The supposed test of identity, when applied to the mind in these cases, completely fails. It neither affects, nor is affected, in the same manner, in the same circumstances. It, therefore, if the test be a just one, is not the same identical mind.

This argument against the identity of the mind, drawn from the occasional striking contrasts of character in the same individual at different periods of life, or when, by great changes of fortune, he may have been placed suddenly in circumstances remarkably different, must, in some degree, have forced itself upon every one who has been at all accustomed to reflect; and yet, in no one instance, I may safely say, can it have produced conviction even for a moment. I have stated it to you, without attempting to lessen its force by any allusion to the fallacy on which it is founded; because the nature of this fallacy is afterwards to be fully considered by us.

There is another argument that may be urged against the identity of the sentient and thinking principle, which has at least equal semblance of force, though it does not occur so readily, because it does not proceed on those general and lasting changes of character with which every one must be struck, but on the passing phenomena of the moment, which are not inconsistent with a continuance of the same general character, and which, as common to all mankind, and forming, indeed, the whole customary and familiar series of our thoughts and emotions, excite no astonishment when we look back on them in the order of their succession.

The mere diversity of our feelings at different moments, it may be said, is of itself incompatible with the strict and absolute unity which is supposed to belong to the thinking principle. If joy and sorrow, such as every one has felt, be different, that which is joyful, and that which is sorrowful, cannot be precisely the same. On the supposition of complete unity and permanence of the thinking principle, nothing is added to it, nothing is taken away from it; and, as it has no parts, no internal change of elementary composition can take place in it. But that to which nothing is added, from which nothing is taken away, and which has no parts to vary their own relative positions and affinities, is so strictly the same, it may be said, that it would surely be absurd to predicate of it any diversity whatever. Joy and sorrow imply an unquestionable diversity of some kind; and if this diversity cannot be predicated of that substance which is precisely the same, without addition, subtraction, or any internal change of composition whatever, that which is joyful, and that which is sorrowful, cannot have absolute identity; or if we affirm, that a diversity, so striking as to form an absolute contrast, is yet not inconsistent with complete and permanent unity and identity, we may, in like manner, affirm, that a substance which is hard, heavy, blue, transparent, – which unites with acids, not, with alkalies, – and which is volatilizable at a low temperature, – is precisely the same substance as that, which is soft, light, green, opaque, – which unites with alkalies, not with acids, – and which is absolutely infusible and fixed in the highest temperature to which we can expose it.

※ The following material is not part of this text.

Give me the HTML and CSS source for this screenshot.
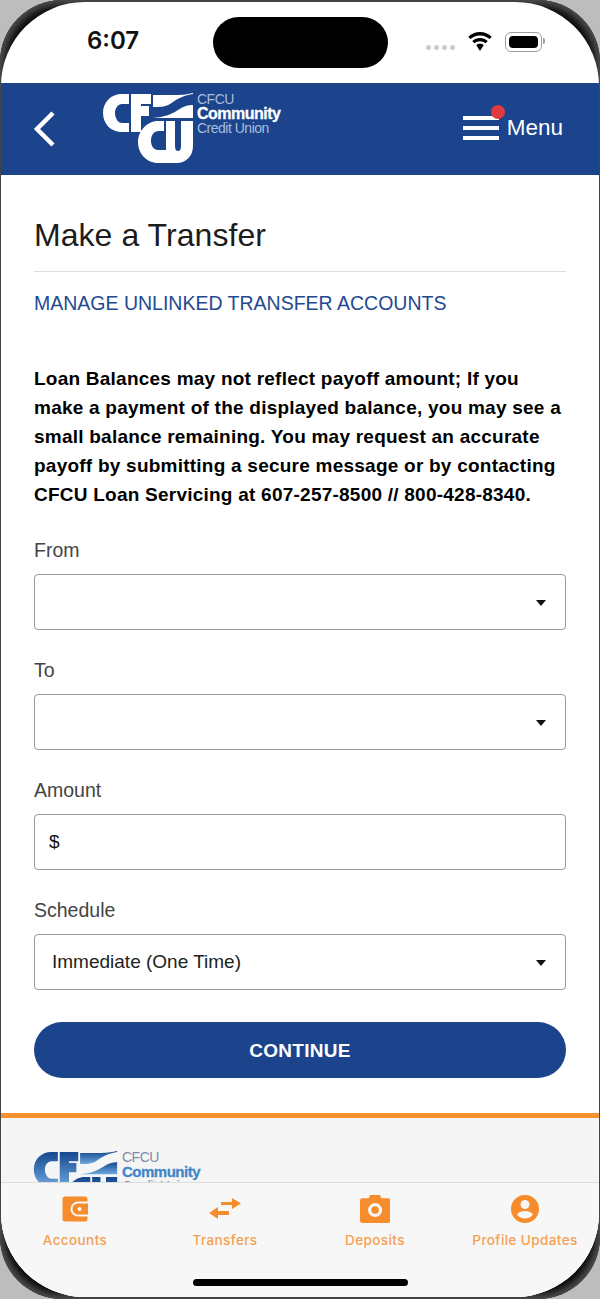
FILE: index.html
```html
<html lang="en">
  <head>
    <meta charset="UTF-8" />
    <title>Make a Transfer</title>
    <meta name="viewport" content="width=device-width,initial-scale=1" />
    <link rel="stylesheet" href="styles.css">
  </head>
  <body>
    <svg class="defs" width="0" height="0">
      <defs>
        <linearGradient id="logo-blue" x1="0" y1="0" x2="0" y2="1">
          <stop offset="0" stop-color="#15478f" />
          <stop offset="1" stop-color="#6fa8dc" />
        </linearGradient>
        <symbol id="cfcu-mark" viewBox="100 90 95 75">
          <path d="M129 94H122C111 94 103 102 103 113C103 124 111 132 122 132H129V123H122C118 123 115 118 115 113C115 108 118 104 122 104H129Z" />
          <path d="M131 94H151V104H141V106H149V116H141V132H131Z" />
          <path d="M153 95H176C184 95 188 94 193 93V94C181 96 176 100 170 104C165 107 160 107 153 107Z" />
          <path d="M153 118C165 117 172 114 178 110C184 106 188 105 193 105V118Z" />
          <path d="M164 121H158C147 121 138 131 138 142C138 154 147 163 158 163H177C186 163 193 156 193 146V121H181V146C181 149 180 151 178 151C176 151 175 149 175 146V121H166V150H158C154 150 151 146 151 141C151 135 154 131 159 131H164Z" />
        </symbol>
      </defs>
    </svg>

    <div class="phone">
      <div class="screen">
        <div class="status-bar">
          <span class="time">6:07</span>
          <span class="island"></span>
          <span class="signal"><i></i><i></i><i></i><i></i></span>
          <svg class="wifi" viewBox="1.500 0 23 18">
            <path d="M13 3.2c3.5 0 6.7 1.3 9.1 3.5l2-2.2C21.100 1.700 17.200 0 13 0S4.900 1.700 1.900 4.500l2 2.200C6.300 4.500 9.500 3.200 13 3.200z" />
            <path d="M13 8.700c2 0 3.900.8 5.300 2l2-2.200C18.300 6.700 15.800 5.600 13 5.600s-5.300 1.100-7.300 2.900l2 2.200c1.400-1.200 3.300-2 5.300-2z" />
            <path d="M13 11.200c-1.400 0-2.600.5-3.500 1.300L13 18l3.500-5.500c-.9-.8-2.100-1.300-3.500-1.300z" />
          </svg>
          <span class="battery"><b></b></span>
        </div>

        <header class="top-bar">
          <svg class="back" viewBox="0 0 24 38"><path d="M21 3 5 19l16 16" /></svg>
          <div class="logo logo-light">
            <svg class="logo-mark"><use href="#cfcu-mark" /></svg>
            <div class="logo-text">
              <span>CFCU</span>
              <strong>Community</strong>
              <span>Credit Union</span>
            </div>
          </div>
          <div class="menu">
            <span class="burger"><i></i><i></i><i></i><em></em></span>
            <span class="menu-label">Menu</span>
          </div>
        </header>

        <main class="content">
          <h1>Make a Transfer</h1>
          <a class="manage-link" href="#">MANAGE UNLINKED TRANSFER ACCOUNTS</a>
          <p class="notice">Loan Balances may not reflect payoff amount; If you make a payment of the displayed balance, you may see a small balance remaining. You may request an accurate payoff by submitting a secure message or by contacting CFCU Loan Servicing at 607-257-8500 // 800-428-8340.</p>

          <form class="transfer-form">
            <label class="field">
              <span>From</span>
              <div class="select-wrap"><select><option></option></select></div>
            </label>
            <label class="field">
              <span>To</span>
              <div class="select-wrap"><select><option></option></select></div>
            </label>
            <label class="field">
              <span>Amount</span>
              <div class="amount-wrap">$<input type="text" /></div>
            </label>
            <label class="field">
              <span>Schedule</span>
              <div class="select-wrap"><select><option>Immediate (One Time)</option></select></div>
            </label>
            <button type="button" class="continue">CONTINUE</button>
          </form>
        </main>

        <footer class="site-footer">
          <div class="logo logo-small">
            <svg class="logo-mark"><use href="#cfcu-mark" /></svg>
            <div class="logo-text">
              <span>CFCU</span>
              <strong>Community</strong>
              <span>Credit Union</span>
            </div>
          </div>
        </footer>

        <nav class="tabs">
          <a class="tab" href="#">
            <svg viewBox="0 0 28 28">
              <path d="M4 1.500h20a2.500 2.500 0 0 1 2.500 2.500v2.500H17a7 7 0 0 0 0 15h9.500V24a2.500 2.500 0 0 1-2.500 2.500H4A2.500 2.500 0 0 1 1.500 24V4A2.500 2.500 0 0 1 4 1.500z" />
              <path fill-rule="evenodd" d="M17 8.500h10v11H17a5.500 5.500 0 0 1 0-11zm1.500 3.500a2 2 0 1 0 0 4 2 2 0 0 0 0-4z" />
            </svg>
            Accounts
          </a>
          <a class="tab" href="#">
            <svg viewBox="0 0 32 28">
              <path d="M12 7h11V3l9 5.500-9 5.500v-4H12z" />
              <path d="M20 16H9v-4l-9 6 9 6v-4h11z" />
            </svg>
            Transfers
          </a>
          <a class="tab" href="#">
            <svg viewBox="0 0 28 26">
              <path fill-rule="evenodd" d="M9.500 0h9l1.500 3h6a2 2 0 0 1 2 2v19a2 2 0 0 1-2 2H2a2 2 0 0 1-2-2V5a2 2 0 0 1 2-2h6zM14 7.500a6.500 6.500 0 1 0 0 13 6.500 6.500 0 0 0 0-13zm0 3a3.500 3.500 0 1 1 0 7 3.500 3.500 0 0 1 0-7z" />
            </svg>
            Deposits
          </a>
          <a class="tab" href="#">
            <svg viewBox="0 0 28 28">
              <path fill-rule="evenodd" d="M14 0a14 14 0 1 1 0 28 14 14 0 0 1 0-28zm0 5a4.500 4.500 0 1 0 0 9 4.500 4.500 0 0 0 0-9zm0 11c-3.600 0-6.800 1.200-8 3.500a10 10 0 0 0 16 0c-1.200-2.300-4.400-3.500-8-3.500z" />
            </svg>
            Profile Updates
          </a>
        </nav>
        <span class="home-bar"></span>
      </div>
    </div>
  </body>
</html>
```

FILE: styles.css
```css
* {
  box-sizing: border-box;
}
html,
body {
  margin: 0;
  height: 1299px;
  overflow: hidden;
  background: #bdbdbd;
}
body {
  font-family: "Liberation Sans", Arial, sans-serif;
  color: #111;
}
.defs {
  position: absolute;
}
.phone {
  height: 1299px;
  padding: 2px 1px;
  background: #0a0a0a;
  border-radius: 62px;
  box-shadow: inset 0 0 7px 5px #4d4d4d;
}
.screen {
  position: relative;
  display: flex;
  flex-direction: column;
  height: 100%;
  overflow: hidden;
  background: #fff;
  border-radius: 84px;
}

/* status bar */
.status-bar {
  position: relative;
  flex: none;
  height: 81px;
}
.time {
  position: absolute;
  left: 86px;
  top: 24px;
  font-family: Inter, sans-serif;
  font-size: 24px;
  font-weight: 600;
  line-height: 30px;
}
.island {
  position: absolute;
  left: 212px;
  top: 15px;
  width: 175px;
  height: 51px;
  background: #000;
  border-radius: 26px;
}
.signal {
  position: absolute;
  left: 425px;
  top: 43px;
  display: flex;
  gap: 3px;
}
.signal i {
  width: 5px;
  height: 5px;
  background: #ccc;
  border-radius: 50%;
}
.wifi {
  position: absolute;
  left: 466px;
  top: 30px;
  width: 26px;
  height: 19px;
}
.battery {
  position: absolute;
  left: 504px;
  top: 30px;
  width: 37px;
  height: 20px;
  padding: 3px;
  border: 1.500px solid #9d9d9d;
  border-radius: 6px;
}
.battery b {
  display: block;
  height: 100%;
  background: #000;
  border-radius: 4px;
}
.battery::after {
  content: "";
  position: absolute;
  right: -4px;
  top: 5px;
  width: 2px;
  height: 6px;
  background: #9d9d9d;
  border-radius: 0 2px 2px 0;
}

/* blue header */
.top-bar {
  display: flex;
  flex: none;
  align-items: center;
  height: 92px;
  padding-left: 31px;
  background: #1b448c;
  color: #fff;
}
.back {
  width: 24px;
  height: 38px;
  fill: none;
  stroke: #fff;
  stroke-width: 4.500;
}
.logo {
  display: flex;
}
.logo-mark {
  flex: none;
}
.logo-light {
  margin-left: 44px;
  margin-top: -4px;
  fill: #fff;
}
.logo-light .logo-mark {
  width: 95px;
  height: 75px;
}
.logo-text {
  display: flex;
  flex-direction: column;
  white-space: nowrap;
}
.logo-text span,
.logo-text strong {
  display: block;
  font-size: 14px;
  line-height: 14px;
}
.logo-text span {
  font-weight: 400;
  letter-spacing: -0.500px;
}
.logo-text strong {
  margin-top: 1px;
  font-size: 16px;
  letter-spacing: -0.500px;
}
.logo-light .logo-text {
  margin-left: 2px;
  padding-top: 2px;
  color: #a9bcdc;
}
.logo-light .logo-text strong {
  color: #fff;
  -webkit-text-stroke: 0.300px #fff;
}
.menu {
  display: flex;
  align-items: center;
  margin-left: auto;
  padding-right: 36px;
}
.burger {
  position: relative;
  display: flex;
  flex-direction: column;
  gap: 6px;
  width: 36px;
  margin-top: -2px;
}
.burger i {
  height: 4px;
  background: #fff;
}
.burger em {
  position: absolute;
  right: -6px;
  top: -11px;
  width: 14px;
  height: 14px;
  background: #e03a3e;
  border-radius: 50%;
}
.menu-label {
  margin-left: 8px;
  margin-top: -2px;
  font-size: 22.500px;
}

/* transfer form */
.content {
  flex: none;
  padding: 36px 33px 35px;
}
h1 {
  margin: 0;
  padding-bottom: 12px;
  border-bottom: 1px solid #ddd;
  color: #1c1c1c;
  font-size: 32px;
  font-weight: 400;
  line-height: 48px;
  letter-spacing: 0.050px;
}
.manage-link {
  display: block;
  margin-top: 19px;
  color: #1f4a90;
  font-size: 19.500px;
  line-height: 24px;
  text-decoration: none;
}
.notice {
  margin: 49px 0 29px;
  color: #000;
  font-size: 19px;
  font-weight: 700;
  line-height: 29px;
  letter-spacing: 0.235px;
}
.transfer-form {
  display: flex;
  flex-direction: column;
  margin: 0;
}
.field {
  display: block;
  margin-bottom: 28px;
}
.field > span {
  display: block;
  margin-bottom: 12px;
  color: #444;
  font-size: 19.500px;
  line-height: 24px;
}
.select-wrap,
.amount-wrap {
  position: relative;
  height: 56px;
  border: 1.500px solid #999;
  border-radius: 4px;
}
.select-wrap select {
  width: 100%;
  height: 100%;
  padding: 0 17px 2px;
  border: none;
  outline: none;
  appearance: none;
  background: transparent;
  color: #222;
  font-family: inherit;
  font-size: 19px;
}
.select-wrap::after {
  content: "";
  position: absolute;
  right: 19px;
  top: 25px;
  border-top: 6px solid #111;
  border-left: 5.500px solid transparent;
  border-right: 5.500px solid transparent;
}
.amount-wrap {
  display: flex;
  align-items: center;
  padding-left: 14px;
  font-size: 19px;
}
.amount-wrap input {
  flex: 1;
  border: none;
  outline: none;
  background: transparent;
}
.continue {
  height: 56px;
  margin-top: 4px;
  padding-top: 2px;
  border: none;
  border-radius: 28px;
  background: #1b448c;
  color: #fff;
  font-family: inherit;
  font-size: 19px;
  font-weight: 700;
  letter-spacing: 0.300px;
}

/* footer under the form */
.site-footer {
  flex: 1;
  padding: 34px 33px 0;
  border-top: 5px solid #f6922d;
  background: #f5f5f5;
}
.logo-small {
  fill: url(#logo-blue);
}
.logo-small .logo-mark {
  width: 88px;
  height: 70px;
  margin-top: -4px;
  margin-left: -3px;
}
.logo-small .logo-text {
  margin-top: -2px;
  margin-left: 3px;
  color: #7d8aa8;
}
.logo-small .logo-text strong {
  color: #3f86c8;
  font-size: 15px;
  -webkit-text-stroke: 0.300px #3f86c8;
}

/* tab bar sits over the footer */
.tabs {
  position: absolute;
  left: -1px;
  right: -1px;
  bottom: 0;
  display: grid;
  grid-template-columns: repeat(4, 150px);
  height: 115px;
  padding-top: 12px;
  border-top: 1px solid #dcdcdc;
  background: #f7f7f7;
}
.tab {
  display: flex;
  flex-direction: column;
  align-items: center;
  height: 56px;
  color: #f4a052;
  font-family: Inter, sans-serif;
  font-size: 13.500px;
  font-weight: 500;
  letter-spacing: 0.400px;
  line-height: 18px;
  text-decoration: none;
}
.tab svg {
  height: 28px;
  margin-bottom: 8px;
  fill: #f68c2c;
}
.home-bar {
  position: absolute;
  left: 192px;
  bottom: 11px;
  width: 215px;
  height: 7px;
  background: #000;
  border-radius: 4px;
}
```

I have thus endeavoured to place, in the strongest possible light, the most imposing arguments which I can conceive to be urged against the permanent identity of the sentient and thinking principle, that, in combating even Sophistry itself, you may learn, as I have said, to combat with it on equal ground, and assume no advantage but that irresistible advantage which Truth must always afford to him who is the combatant of Error.

The positive evidence of the identity of the mind I shall proceed to consider in my next Lecture.

LECTURE XIII

ON THE DIRECT EVIDENCE OF MENTAL IDENTITY; AND OBJECTIONS ANSWERED

My last Lecture, Gentlemen, was employed in considering the great question of the Identity of the Mind, as one and permanent, amid all the infinite variety of our feelings; and particularly, in stating the two most forcible objections, which I can imagine to be urged against this identity, —one founded on the striking contrasts, intellectual and moral, which the same mind exhibits in different periods of life, and in different circumstances of fortune, – the other, more abstract, and, therefore, less obvious, but not less forcible, founded on the mere diversity of our temporary feelings, as itself inconsistent with identity, at least with that strict and absolute identity, to which, as in the case of the mind, nothing can have been added, – from which nothing can have been taken away, – and which, by its very nature, as simple and indivisible, must have been incapable of any elementary change.

Since the exposure of the fallacy, on which these objections are founded, would, however, afford only a sort of negative evidence of that great truth which they oppose, it will be of advantage, before entering on an examination of the objections themselves, to state, in the first place, the nature of that positive evidence, which does not, indeed, lead us to the belief of the unity and permanence of our spiritual being, by that slow process which is denominated reasoning, but constitutes to us, primarily and directly, an impossibility of disbelieving it. I do this the more readily, from the opportunity which it gives of making you acquainted with the paramount importance of those principles of intuitive belief, which are essential to philosophy in all its forms, as they are physically essential, indeed, to the very preservation of our animal existence; and which the rash and unphilosophic extension of them by one class of philosophers, and the equally unphilosophic misapprehension of them by other writers who controverted them, have rendered more necessary, than it would otherwise have been, to state to you with precision.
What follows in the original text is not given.